Despite his off-putting analogies and awkward demeanor, the fellow from Heritage was able to get a few messages through loud and clear. “Heritage Foods is dedicated to getting wholesome food to every American,” he said. He went on to tell of our country’s elementary schools, colleges and government institutions serving only the lowest passable quality of grub—commodity foods. He spoke of Heritage Foods slaughtering 150 pigs every week and making sure that every part is eaten, not only the short ribs and choice cuts. In defense of his anti-locavoire comments, he stated that consumers must respect terroir. While it is great that communities focus on local goods, sometime it is best to purchase cheese from Wisconsin, apples from New York and spirits from Kentucky. Interesting stuff.

After digesting the speech, I sipped on my weisse. A few beers later Jacques himself whisked the first plate to my table. I may not be a sought after restaurateur, but I can tell you when the chef is in the dining room schlepping plates and chatting with customers, that is a chef who gives a damn. The first dish was an array of New York state beef offal tacos; four miniatures tortillas served as the eating vessel for heart, kidney, liver and tongue. Each was garnished with guacamole and a few sprigs of cilantro. “Normally,” Jacques said, “these meats are ground together for tacos or hotdogs. I want to allow people to try what each part has to offer.” The bite-sized tacos showcased the intricate and often bold flavors of various organ meats. The plate was not only tasty, but thought provoking as well.

Throughout the evening, we were lucky enough to have Jacques dropping off plates and giving us the story behind them. A dish with a slow cooked Berkshire pork and Red Wattle pork was meant to demonstrate the idiosyncratic flavors of the different breeds. A lemon aioli served not only as an interesting dipping sauce for the roasts, but also an avenue for the citrus tinged Brooklyn Local 1 to travel between the two flavors.

All of the dishes were executed with a restrained flair but it was not until the roasted pork loin that I nearly jumped onto my table and chanted praise to the chef. A roasted loin of Tamworth pork was plated with a mixture of green beans, olives, pecans and a hint of mint. The dish was accompanied by a glass of Dogfish Head Raisin D’etra, a dark brown behemoth of a beer; possessing raisiny sweetness that just begs for some salty treats to be thrown its way. The pork was succulent, hugged by a ring of rich fat and studded with a slightly crunch salt skin. The olives seemed completely out of place—like a Russian ballerina who shows up at a break-dance competition but stays to perform her routine anyway—but once they were pushed aside the toasted nuttiness of the pecans perfectly melded with the pork and the beer. Each bite brought me to hog heaven and the Dogfish Head not only lavished my taste buds with its initial malty flavors but cleansed my palate with its mellow hop bite, allowing each salty epiphany to reoccur with every forkful.

The final item on the menu was a lard cake.
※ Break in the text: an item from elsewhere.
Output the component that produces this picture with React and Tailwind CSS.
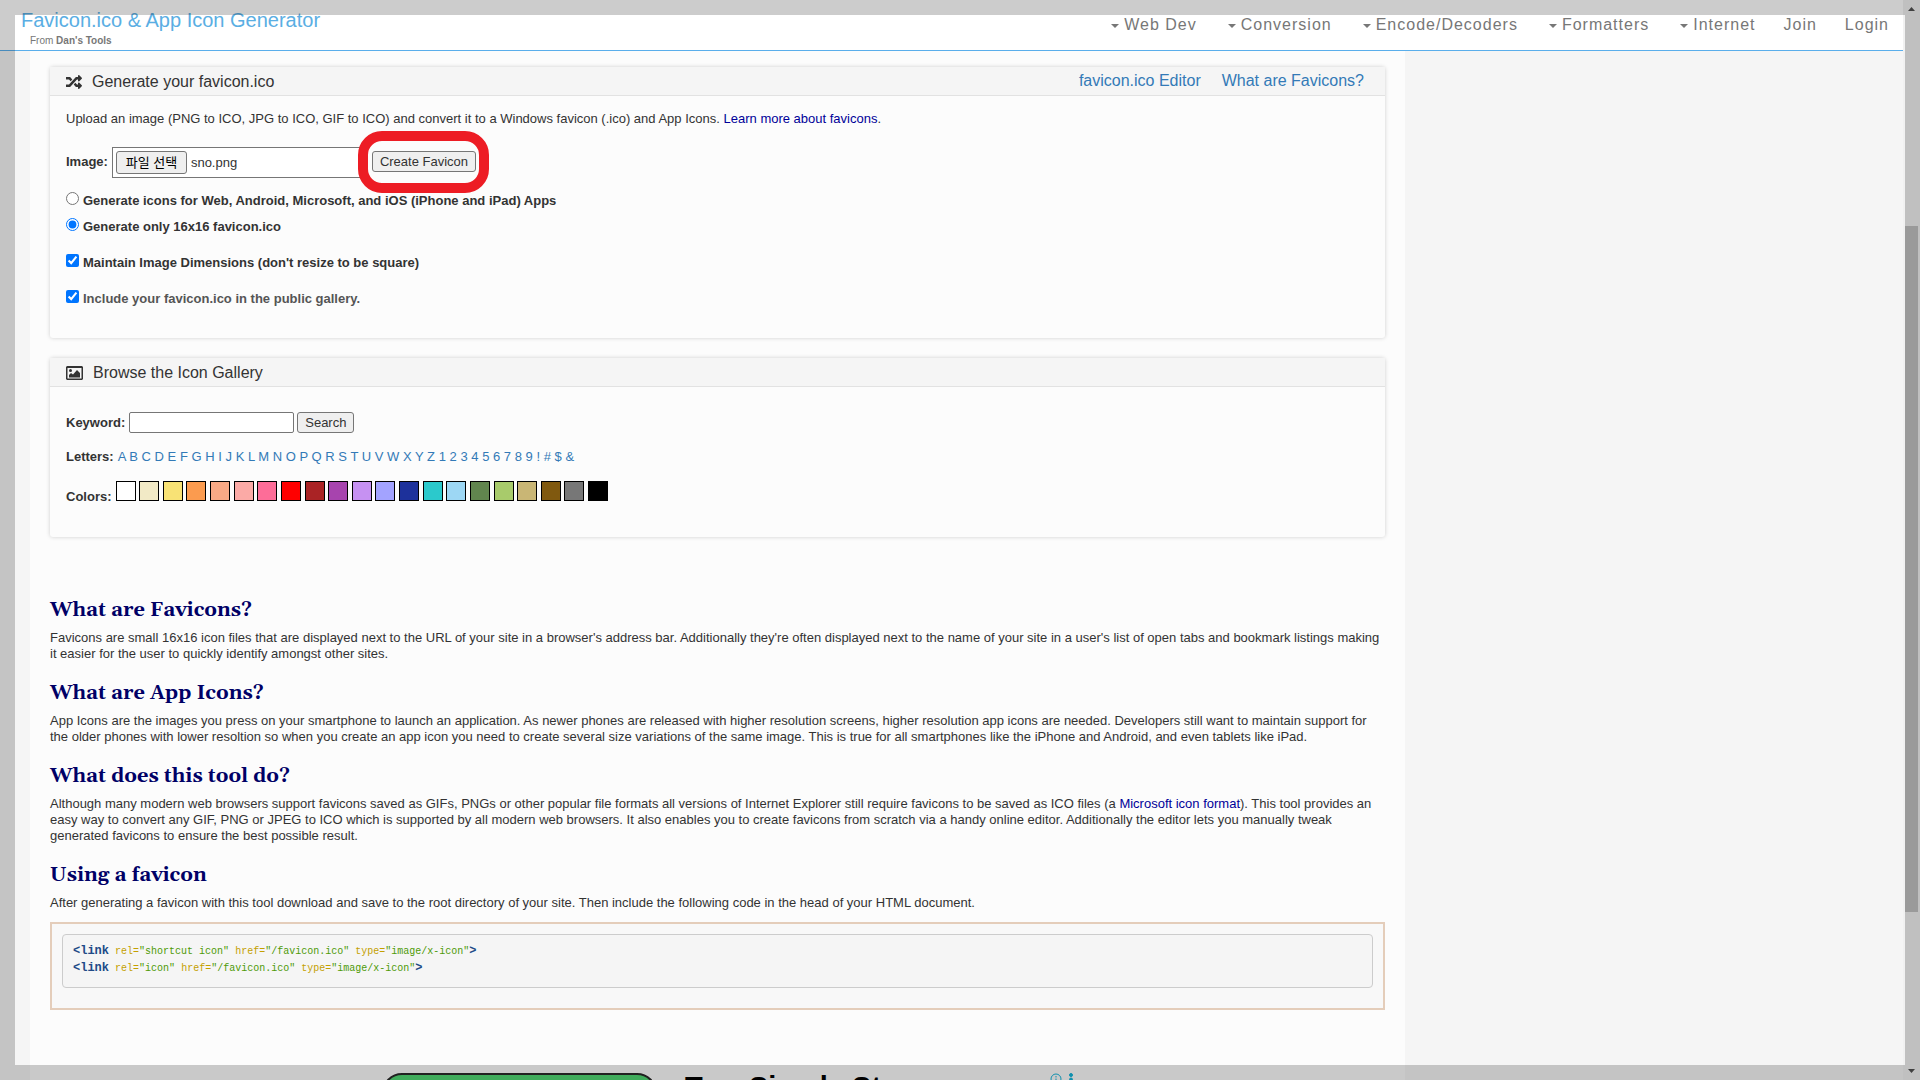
import { FaRandom } from "react-icons/fa";

const menus = ["Web Dev", "Conversion", "Encode/Decoders", "Formatters", "Internet"];
const letters = "ABCDEFGHIJKLMNOPQRSTUVWXYZ123456789!#$&".split("");
const colors = [
  ["White", "bg-[#ffffff]"], ["Cream", "bg-[#f2eac6]"], ["Yellow", "bg-[#f8e275]"], ["Orange", "bg-[#fb9b4f]"],
  ["Peach", "bg-[#f9a985]"], ["Salmon", "bg-[#fbaaa6]"], ["Pink", "bg-[#fd6d98]"], ["Red", "bg-[#ff0000]"],
  ["Dark red", "bg-[#aa2325]"], ["Purple", "bg-[#a744ae]"], ["Violet", "bg-[#c691f2]"], ["Lavender", "bg-[#a3a3ff]"],
  ["Navy", "bg-[#1d319b]"], ["Teal", "bg-[#2bc9cc]"], ["Sky", "bg-[#9dd7f4]"], ["Green", "bg-[#61854e]"],
  ["Lime", "bg-[#a8cb6b]"], ["Tan", "bg-[#c9b675]"], ["Brown", "bg-[#80590f]"], ["Gray", "bg-[#777777]"], ["Black", "bg-[#000000]"],
];

function Header() {
  return (
    <header className="flex h-[51px] shrink-0 justify-between border-b border-[#5aaeeb] bg-white">
      <div className="pl-[21px] pt-2">
        <a href="#" className="block text-xl leading-6 text-[#5aaee3]">Favicon.ico &amp; App Icon Generator</a>
        <p className="pl-[9px] pt-[3px] text-[10px] leading-3 text-[#777]">
          From <a href="#" className="font-bold">Dan&apos;s Tools</a>
        </p>
      </div>
      <nav className="flex items-start gap-7 pr-[14px] pt-[15px] text-base leading-5 tracking-[1px] text-[#777]">
        <div className="flex gap-[31px]">
          {menus.map((m) => (
            <a key={m} href="#" className="flex items-center gap-[5px]">
              <svg width="8" height="4" viewBox="0 0 8 4" className="mt-0.5" fill="currentColor"><path d="M0 0h8L4 4z" /></svg>
              {m}
            </a>
          ))}
        </div>
        <a href="#">Join</a>
        <a href="#">Login</a>
      </nav>
    </header>
  );
}

function Panel({ icon, title, links, children, className }) {
  return (
    <section className={`rounded-[3px] bg-[#fcfcfc] shadow-[0_0_4px_rgba(0,0,0,0.18)] ${className}`}>
      <div className="flex h-[29px] items-center justify-between border-b border-[#e2e2e2] bg-[#f5f5f5] pl-4 pr-[21px] text-base">
        <h2 className="flex items-center gap-[10px] pt-0.5">{icon}{title}</h2>
        {links}
      </div>
      <div className="px-4">{children}</div>
    </section>
  );
}

function Article({ title, children }) {
  return (
    <section>
      <h2 className="mb-1.5 font-['Gelasio','Georgia','DejaVu_Serif','Liberation_Serif',serif] text-xl font-bold leading-7 text-[#000066]">{title}</h2>
      <p className="leading-4">{children}</p>
    </section>
  );
}

function Attr({ name, value }) {
  return <><span className="text-[#c4a000]"> {name}=</span><span className="text-[#4e9a06]">&quot;{value}&quot;</span></>;
}

function Tag({ rel }) {
  return (
    <div>
      <span className="text-xs font-bold leading-4 text-[#204a87]">&lt;link</span>
      <Attr name="rel" value={rel} /><Attr name="href" value="/favicon.ico" /><Attr name="type" value="image/x-icon" />
      <span className="text-xs font-bold leading-4 text-[#204a87]">&gt;</span>
    </div>
  );
}

function Choice({ className, children, ...props }) {
  return (
    <label className={`flex gap-1 leading-6 ${className}`}>
      <input {...props} className="mt-[3px] size-[13px]" />
      {children}
    </label>
  );
}

function Scrollbar() {
  return (
    <div className="flex w-[17px] shrink-0 flex-col items-center bg-[#f1f1f1]" aria-hidden="true">
      <svg width="17" height="17" viewBox="0 0 17 17" fill="#505050"><path d="M5 11h7L8.500 7z" /></svg>
      <div className="grow-[209]" />
      <div className="w-[13px] grow-[686] bg-[#c1c1c1]" />
      <div className="grow-[151]" />
      <svg width="17" height="17" viewBox="0 0 17 17" fill="#505050"><path d="M5 6h7L8.500 10z" /></svg>
    </div>
  );
}

const button = "rounded-[3px] border border-[#767676] bg-[#efefef] px-[7px] text-[13px] leading-[19px]";

export default function App() {
  return (
    <div className="relative flex h-screen overflow-hidden bg-[#f5f5f5] font-['Liberation_Sans','Noto_Sans_CJK_KR',sans-serif] text-[13px] text-[#333]">
      <div className="flex min-w-0 grow flex-col">
        <Header />
        <main className="ml-[30px] mr-[498px] grow bg-[#fcfcfc] px-5 pt-4">
          <Panel
            className="h-[271px]"
            icon={<FaRandom size={16} />}
            title="Generate your favicon.ico"
            links={
              <div className="flex gap-[21px] text-[#337ab7]">
                <a href="#">favicon.ico Editor</a>
                <a href="#">What are Favicons?</a>
              </div>
            }
          >
            <p className="pt-[15px] leading-4">
              Upload an image (PNG to ICO, JPG to ICO, GIF to ICO) and convert it to a Windows favicon (.ico) and App Icons.{" "}
              <a href="#" className="text-[#000099]">Learn more about favicons</a>.
            </p>
            <div className="flex items-start pt-5">
              <label htmlFor="image" className="pr-1 font-bold leading-[30px]">Image:</label>
              <div className="flex h-[31px] w-[255px] items-center gap-1 border border-[#767676] bg-white px-[3px]">
                <button id="image" className="h-[23px] w-[71px] rounded-[3px] border border-[#767676] bg-[#efefef] text-black">파일 선택</button>
                <span>sno.png</span>
              </div>
              <div className="relative ml-[5px] mt-1">
                <button className={`block ${button}`}>Create Favicon</button>
                <div className="pointer-events-none absolute -bottom-[21px] -left-[14px] -right-[13px] -top-5 rounded-[24px] border-[10px] border-[#ed1c24]" />
              </div>
            </div>
            <div className="flex flex-col pt-[11px] font-bold">
              <Choice type="radio" name="kind" className="h-[26px]">Generate icons for Web, Android, Microsoft, and iOS (iPhone and iPad) Apps</Choice>
              <Choice type="radio" name="kind" defaultChecked className="h-9">Generate only 16x16 favicon.ico</Choice>
              <Choice type="checkbox" defaultChecked className="h-9">Maintain Image Dimensions (don&apos;t resize to be square)</Choice>
              <Choice type="checkbox" defaultChecked className="h-9 text-[#555]">Include your favicon.ico in the public gallery.</Choice>
            </div>
          </Panel>

          <Panel
            className="mt-5 h-[179px]"
            icon={
              <svg width="17" height="14" viewBox="0 0 17 14" fill="currentColor">
                <path fillRule="evenodd" d="M1 0h15l1 1v12l-1 1H1l-1-1V1zM1.500 2v10.500h14V2z" />
                <circle cx="4.500" cy="4.500" r="1.500" /><path d="M3 11.500V9l2-2 2 1.500L11 4l3 3v4.500z" />
              </svg>
            }
            title="Browse the Icon Gallery"
          >
            <div className="flex items-center pt-[25px]">
              <label htmlFor="keyword" className="pr-1 font-bold">Keyword:</label>
              <input id="keyword" className="mr-[3px] h-[21px] w-[165px] rounded-[2px] border border-[#767676] bg-white px-1" />
              <button className={button}>Search</button>
            </div>
            <div className="flex pt-4 leading-4">
              <span className="pr-1 font-bold">Letters:</span>
              <div>{letters.map((l) => <span key={l}><a href="#" className="text-[#337ab7]">{l}</a> </span>)}</div>
            </div>
            <div className="flex items-end pt-4">
              <span className="pr-1 font-bold leading-4">Colors:</span>
              <div className="pb-1 leading-5">
                {colors.map(([n, c]) => (
                  <span key={n}><button aria-label={n} className={`inline-block h-5 w-5 border border-black align-top ${c}`} /> </span>
                ))}
              </div>
            </div>
          </Panel>

          <div className="flex flex-col gap-[17px] pt-[59px]">
            <Article title="What are Favicons?">
              Favicons are small 16x16 icon files that are displayed next to the URL of your site in a browser&apos;s address bar. Additionally they&apos;re often displayed next to the name of your site in a user&apos;s list of open tabs and bookmark listings making it easier for the user to quickly identify amongst other sites.
            </Article>
            <Article title="What are App Icons?">
              App Icons are the images you press on your smartphone to launch an application. As newer phones are released with higher resolution screens, higher resolution app icons are needed. Developers still want to maintain support for the older phones with lower resoltion so when you create an app icon you need to create several size variations of the same image. This is true for all smartphones like the iPhone and Android, and even tablets like iPad.
            </Article>
            <Article title="What does this tool do?">
              Although many modern web browsers support favicons saved as GIFs, PNGs or other popular file formats all versions of Internet Explorer still require favicons to be saved as ICO files (a <a href="#" className="text-[#000099]">Microsoft icon format</a>). This tool provides an easy way to convert any GIF, PNG or JPEG to ICO which is supported by all modern web browsers. It also enables you to create favicons from scratch via a handy online editor. Additionally the editor lets you manually tweak generated favicons to ensure the best possible result.
            </Article>
            <Article title="Using a favicon">
              After generating a favicon with this tool download and save to the root directory of your site. Then include the following code in the head of your HTML document.
            </Article>
          </div>
          <div className="mt-[11px] h-[88px] border-2 border-[#e4cdba] bg-[#f8f8f8] p-[10px]">
            <pre className="h-[54px] rounded-[4px] border border-[#ccc] bg-[#f5f5f5] px-[10px] py-2 font-['Liberation_Mono',monospace] text-[10px] leading-[17px]">
              <Tag rel="shortcut icon" />
              <Tag rel="icon" />
            </pre>
          </div>
          <div className="flex items-start pl-[332px] pt-[63px]">
            <div className="h-14 w-[275px] shrink-0 rounded-[20px] border-2 border-[#2a2a2a] bg-[#50d773]" />
            <p className="pl-7 text-[29px] font-bold leading-7 text-black">Two Simple Steps</p>
            <svg width="28" height="14" viewBox="0 0 28 14" className="ml-[118px]" fill="none" stroke="#14b4da" strokeWidth="1">
              <circle cx="7" cy="6" r="5" />
              <path d="M7 5.500v4M7 3v1.500" />
              <circle cx="22" cy="2" r="1.500" fill="#14b4da" />
              <circle cx="22" cy="6.500" r="1.500" fill="#14b4da" />
            </svg>
          </div>
        </main>
      </div>
      <Scrollbar />
      <div className="pointer-events-none absolute inset-0 border-[15px] border-black/20" />
    </div>
  );
}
Although this might not sound too appealing, it turned out to be a large hunk of corn bread with rosemary ice cream and a sorrel reduction. Sorrel, Lindsey told me, is a red Carribean flower sometimes used for jams and preserves. The sorrel was reduced to syrupy goo that added much needed tartness to the cakey, rich bread and the oily herbs of the ice cream. Very much like the Brooklyn dinner several months earlier, the dessert beer was the ribbon that tied the final plate together. For this dinner Dogfish Head Palo Santo was chosen.

Funnily enough, the Palo Santo of the beer references the same wood as the restaurant. Instead of fragrant incense, however, Sam Calagione uses the wood to create giant cask in which he ages his potent concoction. Palo Santo is a dark, viscous drink with a thin, cappuccino colored head. The lacing dissipates quickly but the drink has much to taste than to look at. Palo Santo smells sweet and oily, but after a sip, the drink coats your tongue like a rich chocolate. Seconds later, the 12% beer evaporates from your tongue, leaving you feeling refreshed and lively. Although it starts like a sugary espresso, Palo Santo ends like a dry champagne, leaving your tongue begging for another helping of rosemary ice cream and lard cake.

My friend and I were quietly contemplating the last helpings of food as Jacques came over and offered us some more beers. He poured a few rounds and enlightened us to his theories on food and the beverages that accompany them. Jacques is an energetic man with a shaved head and speaks of food and the animals he serves the way others talk about church or their grandchildren; the man loves what he does. We sipped a few more Palo Santos while we paid our bill and paid thanks to Jacques. He gave us a few restaurant suggestions in the neighborhood and invited us back for a tasting menu one day. A bit tipsy and fat as the porkers in my daydreams, I shook hands with the chef and made my to home, being sure to stop at the 4th Ave Pub on the way to the train.